The competing proposals

  1. The wife submits that it is just and equitable she receive property and superannuation interests with a combined value representing 55 per cent of the total value of the property and superannuation interests of the parties. She advances that, save for an adjustment of 5 per cent to reflect the impost on her contributions of the husband’s alleged domestic violence toward her – acts which she asserts made her contributions more arduous than they would otherwise have been[4] – the parties contributed equally (albeit differently) during their long marriage. If her primary contentions in relation to domestic violence find favour, she does not submit that any further adjustment for relevant s 75(2) considerations is appropriate.  If they do not, she seeks a further slight adjustment in her favour.

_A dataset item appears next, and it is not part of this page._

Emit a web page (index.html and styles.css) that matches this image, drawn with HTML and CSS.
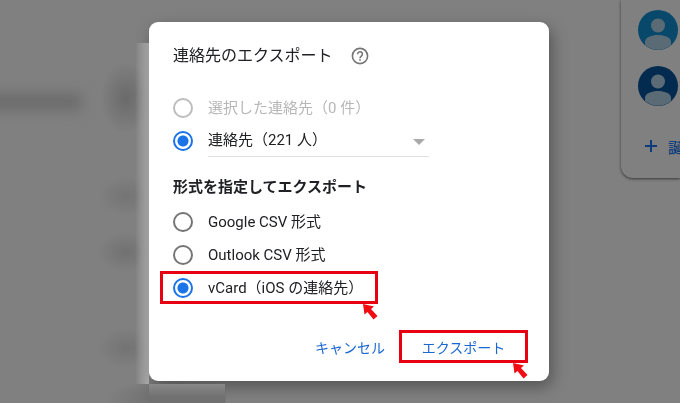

    [4]           See: Kennon v Kennon (1997) FLC 92-757 and subsequent authorities

  2. The husband submits that it is just and equitable he receive property and superannuation interests with a combined value representing between 57.5-61 per cent of the total value of the property and superannuation interests of the parties. He does so on the basis that he contends his contributions to trial exceed those made by the wife and that an assessment of the relevant s 75(2) considerations results in a further adjustment in his favour: in essence, he contends that it is just and equitable he receive property and superannuation entitlements totalling between 55 per cent and 57.5 per cent of the nett value of the property of the parties on account of his contributions and that a further 2.5 per cent to 3.5 per cent adjustment is proper upon consideration of the relevant s 75(2) matters.[5]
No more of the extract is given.